Crossan, along with the the late Robert Funk, spearheaded the Jesus Seminar in efforts to make the results of liberal scholarship more sensational and in-your-face. With the Context Seminar he's starting over from scratch, but with the same eye on publicity: "It's going to be my own 'Context Group', but with all the notoriety of the Jesus Seminar. I want to sensationalize the honor-shame prophet just as Funk and I did the wisdom sage."

Crossan plans on redoing The Five Gospels and The Acts of Jesus -- "just as the Context Group scholars might have done", he ventures.
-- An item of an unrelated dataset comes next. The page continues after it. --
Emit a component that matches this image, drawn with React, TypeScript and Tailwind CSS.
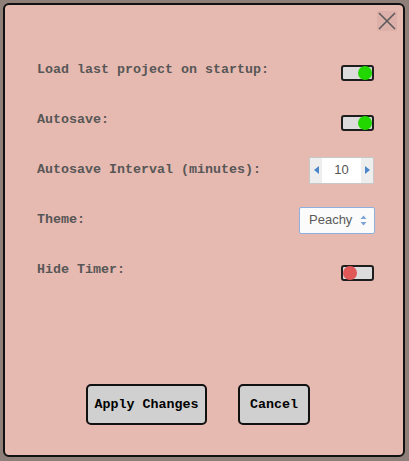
import React, { useState } from 'react';

const mono = { fontFamily: '"Liberation Mono", "Courier New", monospace' };

type ToggleProps = { on: boolean; onClick: () => void };

const Toggle: React.FC<ToggleProps> = ({ on, onClick }) => (
  <button
    onClick={onClick}
    className={`mt-[5px] mr-[1px] flex h-[16px] w-[33px] items-center rounded-[3px] border-2 border-[#1e1e1e] bg-[#dcdcdc] ${on ? 'justify-end' : 'justify-start'}`}
  >
    <span
      className={`h-[14px] w-[14px] rounded-full ${on ? 'bg-[#22d600]' : 'bg-[#e05858]'}`}
    ></span>
  </button>
);

const Row: React.FC<{ label: string; children: React.ReactNode }> = ({
  label,
  children,
}) => (
  <div className="flex h-[50px] items-center justify-between">
    <span className="text-[13.33px] font-bold text-[#575757]" style={mono}>
      {label}
    </span>
    {children}
  </div>
);

export default function App() {
  const [loadLast, setLoadLast] = useState(true);
  const [autosave, setAutosave] = useState(true);
  const [hideTimer, setHideTimer] = useState(false);
  const [interval, setIntervalValue] = useState(10);

  return (
    <div className="min-h-[461px] w-[409px] bg-[#8e8079] p-[3px] pr-[4px]">
      <div className="flex h-[454px] w-[402px] flex-col rounded-[6px] border-2 border-[#111] bg-[#e7bab1]">
        {/* header */}
        <div className="flex justify-end pt-[6px] pr-[6px]">
          <button className="flex h-[20px] w-[20px] items-center justify-center bg-[#ddb1a9]">
            <svg width="18" height="18" viewBox="0 0 18 18">
              <path
                d="M1 1 L17 17 M17 1 L1 17"
                stroke="#5a5a5a"
                strokeWidth="1.6"
                fill="none"
              />
            </svg>
          </button>
        </div>

        {/* settings */}
        <div className="mt-[14px] flex flex-col pr-[28px] pl-[32px]">
          <Row label="Load last project on startup:">
            <Toggle on={loadLast} onClick={() => setLoadLast(!loadLast)} />
          </Row>
          <Row label="Autosave:">
            <Toggle on={autosave} onClick={() => setAutosave(!autosave)} />
          </Row>
          <Row label="Autosave Interval (minutes):">
            <div
              className="mr-[1px] flex h-[27px] w-[65px] items-stretch border border-[#c8c8c8] bg-white text-[13px] text-[#555]"
              style={{ fontFamily: '"Liberation Sans", Arial, sans-serif' }}
            >
              <button
                onClick={() => setIntervalValue(interval - 1)}
                className="flex w-[12px] items-center justify-center bg-[#eeeeee]"
              >
                <svg width="5" height="8" viewBox="0 0 5 8">
                  <path d="M5 0 L0 4 L5 8 Z" fill="#4a86c8" />
                </svg>
              </button>
              <span className="flex flex-1 items-center justify-center">
                {interval}
              </span>
              <button
                onClick={() => setIntervalValue(interval + 1)}
                className="flex w-[12px] items-center justify-center bg-[#eeeeee]"
              >
                <svg width="5" height="8" viewBox="0 0 5 8">
                  <path d="M0 0 L5 4 L0 8 Z" fill="#4a86c8" />
                </svg>
              </button>
            </div>
          </Row>
          <Row label="Theme:">
            <div
              className="flex h-[27px] w-[76px] items-center justify-between rounded-[2px] border border-[#8eb0df] bg-[#fbfbfb] pr-[7px] pl-[9px] text-[13px] text-[#5a5a5a]"
              style={{ fontFamily: '"Liberation Sans", Arial, sans-serif' }}
            >
              <span>Peachy</span>
              <svg width="7" height="11" viewBox="0 0 7 11">
                <path d="M0.5 4 L3.5 0.5 L6.5 4 Z" fill="#7ea3d4" />
                <path d="M0.5 7 L3.5 10.5 L6.5 7 Z" fill="#7ea3d4" />
              </svg>
            </div>
          </Row>
          <Row label="Hide Timer:">
            <Toggle on={hideTimer} onClick={() => setHideTimer(!hideTimer)} />
          </Row>
        </div>

        {/* footer */}
        <div className="mt-auto flex justify-center gap-[31px] pr-[12px] pb-[30px]">
          <button
            className="h-[41px] w-[121px] rounded-[5px] border-2 border-[#111] bg-[#d0d0d0] text-[13.33px] font-bold text-black"
            style={mono}
          >
            Apply Changes
          </button>
          <button
            className="h-[41px] w-[72px] rounded-[5px] border-2 border-[#111] bg-[#d0d0d0] text-[13.33px] font-bold text-black"
            style={mono}
          >
            Cancel
          </button>
        </div>
      </div>
    </div>
  );
}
He's more confident than ever about the reliability of the gospel data that can be traced back to Jesus.

When pressed for the reasons for his dramatic turn, Crossan admitted that the Hellenized sage was a product of his own cynicism. "Not that this is bad altogether," he insisted, "and I've never been concerned with unattainable objectivity anyway, only attainable honesty. So to be perfectly honest: the cynic had its place in the 90s, but he can't accomplish much for us in a post-9/11 world. Western people need more honor and less wisdom; more loyalty, less cynicism -- just like those who have been oppressed in the Muslim world. I'm convinced that the Context Group's Jesus is needed more than ever right now for the sake of multiculturalist understanding."

After their initial shock, many conservative scholars seemed supportive of Crossan's decision. But Context-Group members pounced, deriding it as a cheap political stunt. Bruce Malina barked: "Crossan is riding our backs as he always has -- he's just more upfront about it now." Richard Rohrbaugh emphasized that the Context Group has never wanted to be in the spotlight, and is not especially interested in assessing the authenticity of Jesus' sayings and deeds: "Our aims have been more modest and general than that, which is one reason we divorced ourselves from the Jesus Seminar back in the late 80s." Jack Elliott roared: "If Dom has given up the egalitarian Jesus, then I'm an evangelical. Mark my words, this 'Context Seminar' will only amount to heavy camouflage for a western democratic Jesus."